Three California State University campuses have announced they will start the semester online because of this winter’s omicron-fueled COVID-19 surge.
Cal State Los Angeles, Sacramento State and CSU Channel Islands will all pivot to virtual to begin the spring semester, CSU spokeswoman Toni Molle said in an email Wednesday morning.
CSULA will be remote for three weeks; Sac State for two weeks and CSU Channel Islands for two weeks.
Meanwhile, at Cal State Northridge, “Internal discussions are taking place this week,” according to Carmen Chandler, a spokeswoman with the university, but no firm decisions have yet been made about switching to virtual classes.
And at Cal State Dominiguez Hills, the issue is similar. CSUDH administrators have not yet announced a decision, but internal discussions over the matter are taking place, Lilly McKibbin, a media relations specialist for the school told this newsgroup.
Officials from other Cal State campuses had not yet returned calls for updates.
“By allowing the peak of the surge to pass before beginning in-person instruction, we hope to help reduce the spread of COVID-19 in our university community and the other hardships it causes,” CSULA President William Covino said in a Tuesday statement. “We look forward to returning to in-person instruction and activities. We will keep you informed and provide you with updates in the days and weeks ahead.”

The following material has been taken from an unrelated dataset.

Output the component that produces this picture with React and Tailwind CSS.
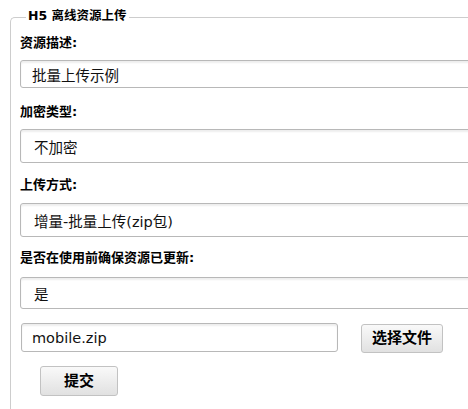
import React from 'react';

const font = "font-['DejaVu_Sans','Noto_Sans_CJK_SC',sans-serif]";

function Label({children, className}) {
    return (
        <div className={"text-[13px] leading-[18px] font-bold text-black " + className}>
            {children}
        </div>
    );
}

function Field({value, className, pad}) {
    return (
        <input
            readOnly
            value={value}
            className={"block w-[520px] border border-[#b8b8b8] rounded-[3px] bg-white text-[14.5px] text-[#111] outline-none shadow-[inset_0_2px_2px_rgba(0,0,0,0.07)] " + pad + " " + className}
        />
    );
}

export default function App() {
    return (
        <div className={"w-[468px] h-[409px] overflow-hidden bg-white " + font}>
            <div className="relative ml-[10px] mt-[17px] w-[620px] h-[400px] border-l border-t border-[#cdcdcd] rounded-tl-[5px] pl-[9px]">
                <span className="absolute left-[15px] -top-[11px] bg-white px-[2px] text-[12.5px] leading-[18px] font-bold text-black">
                    H5 离线资源上传
                </span>

                <Label className="pt-[16px]">资源描述:</Label>
                <Field value="批量上传示例" className="mt-[8px] h-[28px]" pad="pl-[11px]"/>

                <Label className="mt-[15px]">加密类型:</Label>
                <Field value="不加密" className="mt-[8px] h-[34px]" pad="pl-[13px]"/>

                <Label className="mt-[13px]">上传方式:</Label>
                <Field value="增量-批量上传(zip包)" className="mt-[9px] h-[34px]" pad="pl-[13px]"/>

                <Label className="mt-[12px]">是否在使用前确保资源已更新:</Label>
                <Field value="是" className="mt-[10px] h-[32px]" pad="pl-[13px]"/>

                <div className="mt-[14px] flex items-start">
                    <input
                        readOnly
                        value="mobile.zip"
                        className="ml-[1px] block w-[317px] h-[29px] border border-[#b8b8b8] rounded-[3px] bg-white pl-[10px] text-[14.5px] text-[#111] outline-none shadow-[inset_0_2px_2px_rgba(0,0,0,0.07)]"
                    />
                    <button className="ml-[23px] mt-[1px] w-[82px] h-[29px] border border-[#c2c2c2] rounded-[3px] bg-gradient-to-b from-[#f9f9f9] to-[#e1e1e1] text-[15px] font-bold text-black">
                        选择文件
                    </button>
                </div>

                <button className="ml-[20px] mt-[13px] block w-[78px] h-[30px] border border-[#c2c2c2] rounded-[3px] bg-gradient-to-b from-[#f9f9f9] to-[#e1e1e1] text-[15px] font-bold text-black">
                    提交
                </button>
            </div>
        </div>
    );
}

Some UC schools have also announced they would begin the new year with online instruction, including UCLA and UC Irvine.
The schools’ decisions arrive as Southern California copes with the sweeping winter surge of the pandemic, fueled by the highly transmissible omicron variant. Evidence has been presented that the variant, though it spreads more swiftly, does not make people as sick as its predecessors. Nonetheless, the number of people hospitalized with COVID is on the rise and officials fear this wave could overwhelm resources at the county’s hospitals, should the outbreak grow more severe.
Thousands of Southern California children resumed in-person classes on Monday, and thousands more will return in the next week. Many will face tightened safety protocols — including at schools in the L.A. Unified School District, which announced that all of its students and employees must be tested before returning to campuses next week.
Gov. Gavin Newsom previously said 6 million at-home COVID testing kits would be distributed to every student in the state, but delivery of those kits has been slower than originally planned, with some districts still not receiving any.
Local officials said they’ll help distribute kits to students, being made available by the state, when they arrive.
The state is averaging 22,794 new daily cases, the state’s website showed Wednesday, over the past eight weeks.
Meanwhile, the U.S. District Court for the Central District of California has suspended jury trials for at least three weeks due to a surge of COVID-19 cases within the region’s federal courthouses, according to a court memo obtained Tuesday.
The suspension of civil and criminal jury trials will remain in effect through at least Jan. 24, and other significant hearings are expected to take place via video conferencing. A motion hearing scheduled Friday in the public corruption case of ex-Los Angeles city councilman Jose Huizar, for example, has been moved to Zoom.
Central District courthouses are located in Los Angeles, Riverside, Pasadena and Santa Ana. Federal cases tied to San Bernardino County are often heard in the Riverside federal courthouse.